It’s been decades since I was a carnival queen, attending balls and watching the parades with my family down on the street. I’ve written a Southern memoir about leaving home, but still I’m not sure I’m really prepared for being back. It’s the beginning of the carnival parade season two weeks before Mardi Gras, and I’m standing on the second floor of my many-windowed new condo in Uptown New Orleans. It’s here, Mardi Gras on St Charles Avenue! And I’m in the middle of it, jaw dropping, feet moving to the sounds of street band music, eyes fed by the shiny gem colors worn by masked float riders, ears full of the joyful shouts of adults and children clamoring for maskers to throw them beads.
The throngs move slowly down the avenue, many with cups in their hands, sloshing beer wine, gin. I can also smell the alcohol, taste it. The revelers on the street below can’t see me. The glass on my windows reflects their colorful images back to them. It’s strange to be looking out on the carnival scene below. Through live oak branches laced with strayed beads, I see tractors pulling huge floats carrying maskers who are throwing everything from beads to hula hoops to tiny toy kitty cats to the people lining the street. I run from one window to another, scoping out the scene below, eager to drink it all in, the exuberance, the laughter, the energy. Mardi Gras! Two weeks of boisterous and jubilant parades will pass by my windows.
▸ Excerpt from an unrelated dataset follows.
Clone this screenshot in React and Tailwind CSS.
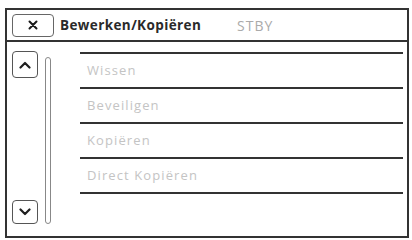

Will I be able to tolerate the sound and crowd activity every night? What memories will these passing scenes prompt in me? What new reflections will arise on the family traditions and Southern culture I’ve come to question? I’m curious enough to feel like leaving the safety of my window view and go downstairs and engage with the crowd. But not yet. Not tonight.
I’m not ready to delve into the streets, certainly not by myself. Better to get a sense of things from my new place, find out where I stand now that I’ve returned after so many years trying to leave it behind. From up here I can see the Red Cross Emergency truck, its tents and tables and chairs, stationed where the streetcars usually run. Along the streetcar tracks, tents are lined up for the spectators, as well as ladders with seats attached for kids to sit with a parent standing behind them, and dozens of folding chairs, row after row, and coolers.
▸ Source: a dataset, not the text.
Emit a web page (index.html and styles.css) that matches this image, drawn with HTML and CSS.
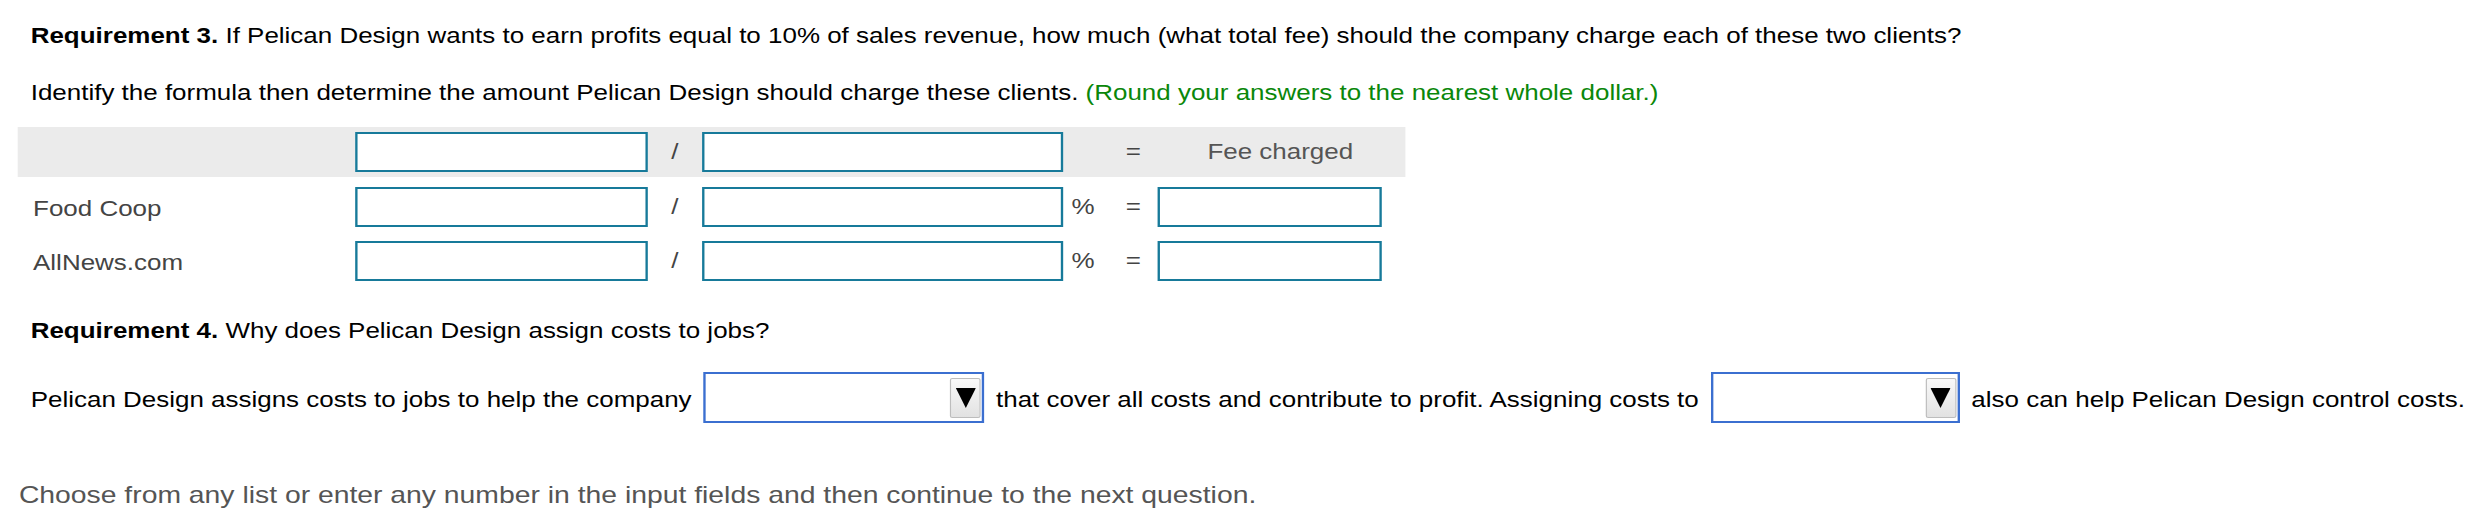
FILE: index.html
```html
<!DOCTYPE html>
<html lang="en">
<head>
<meta charset="utf-8">
<title>Requirement 3 and 4</title>
<link rel="stylesheet" href="styles.css">
</head>
<body>
<div class="page">
  <p class="line q1"><b>Requirement 3.</b> If Pelican Design wants to earn profits equal to 10% of sales revenue, how much (what total fee) should the company charge each of these two clients?</p>
  <p class="line q2">Identify the formula then determine the amount Pelican Design should charge these clients. <span class="hint">(Round your answers to the nearest whole dollar.)</span></p>

  <div class="table">
    <div class="row head">
      <div class="label"></div>
      <input class="box" type="text" aria-label="Formula term 1">
      <div class="op">/</div>
      <input class="box" type="text" aria-label="Formula term 2">
      <div class="pct"></div>
      <div class="op">=</div>
      <div class="fee">Fee charged</div>
    </div>
    <div class="row body first">
      <div class="label">Food Coop</div>
      <input class="box" type="text" aria-label="Food Coop term 1">
      <div class="op">/</div>
      <input class="box" type="text" aria-label="Food Coop term 2">
      <div class="pct">%</div>
      <div class="op">=</div>
      <div class="last"><input class="box" type="text" aria-label="Food Coop fee"></div>
    </div>
    <div class="row body">
      <div class="label">AllNews.com</div>
      <input class="box" type="text" aria-label="AllNews term 1">
      <div class="op">/</div>
      <input class="box" type="text" aria-label="AllNews term 2">
      <div class="pct">%</div>
      <div class="op">=</div>
      <div class="last"><input class="box" type="text" aria-label="AllNews fee"></div>
    </div>
  </div>

  <p class="line q4"><b>Requirement 4.</b> Why does Pelican Design assign costs to jobs?</p>

  <div class="sentence">
    <span class="txt">Pelican Design assigns costs to jobs to help the company</span>
    <div class="dd dd1"><span class="btn"><svg width="17" height="21" viewBox="0 0 17 21"><polygon points="0,1 17,1 8.5,21" fill="#000"/></svg></span></div>
    <span class="txt">that cover all costs and contribute to profit. Assigning costs to</span>
    <div class="dd dd2"><span class="btn"><svg width="17" height="21" viewBox="0 0 17 21"><polygon points="0,1 17,1 8.5,21" fill="#000"/></svg></span></div>
    <span class="txt">also can help Pelican Design control costs.</span>
  </div>

  <p class="footer">Choose from any list or enter any number in the input fields and then continue to the next question.</p>
</div>
</body>
</html>
```
FILE: styles.css
```css
html, body {
  margin: 0;
  padding: 0;
  background: #fff;
}
body {
  font-family: "Liberation Sans", Arial, Helvetica, sans-serif;
  color: #000;
}
.page {
  width: 2110px;
  transform: scaleX(1.18);
  transform-origin: 0 0;
}
.line {
  margin: 0;
  padding-left: 26px;
  font-size: 22px;
  line-height: 26px;
  white-space: nowrap;
}
.q1 { padding-top: 23px; }
.q2 { margin-top: 31px; }
.hint { color: #0a870a; }

.table {
  margin: 21px 0 0 15px;
  width: 1176px;
}
.row {
  display: grid;
  grid-template-columns: 286px 248px 46px 306px 39px 41px 210px;
  align-items: center;
  font-size: 22px;
  color: #444;
}
.head {
  height: 50px;
  background: #ebebeb;
}
.body { height: 54px; }
.first { margin-top: 3px; }
.label {
  padding-left: 13px;
  padding-top: 3px;
  color: #444;
}
.box {
  box-sizing: border-box;
  display: block;
  width: 100%;
  height: 40px;
  margin: 0;
  padding: 0;
  border: 2px solid #177a9a;
  border-radius: 0;
  background: #fff;
  outline: none;
}
.last .box { width: 190px; }
.op { text-align: center; }
.pct { padding-left: 7px; }
.fee {
  text-align: center;
  color: #555;
  padding-right: 2px;
}

.q4 { margin-top: 30px; }

.sentence {
  display: flex;
  align-items: center;
  column-gap: 10px;
  margin-top: 28px;
  padding-left: 26px;
  font-size: 22px;
  line-height: 26px;
  white-space: nowrap;
}
.txt { padding-top: 4px; }
.dd {
  box-sizing: border-box;
  height: 51px;
  border: 2px solid #3b6fd0;
  background: #fff;
  display: flex;
  justify-content: flex-end;
  align-items: center;
  padding-right: 1px;
}
.dd1 { width: 238px; }
.dd2 { width: 211px; }
.btn {
  box-sizing: border-box;
  width: 26px;
  height: 40px;
  border: 1px solid #bdbdbd;
  border-radius: 2px;
  background: linear-gradient(#f9f9f9, #e2e2e2);
  display: flex;
  align-items: center;
  justify-content: center;
}
.btn svg { display: block; }

.footer {
  margin: 58px 0 0 16px;
  font-size: 24px;
  line-height: 28px;
  color: #555;
  white-space: nowrap;
}
```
No, I can’t join these spectators on the street tonight, not by myself—not yet. Tonight I’ll stay up here, hidden behind my windows—a safe distance for re-entry. But I know that by staying up here I’m missing the real thing, and part of me can’t wait to go down my steps and outdoors into the crowds and mix and dance with all these people of many different backgrounds, all of us celebrating Mardi Gras together.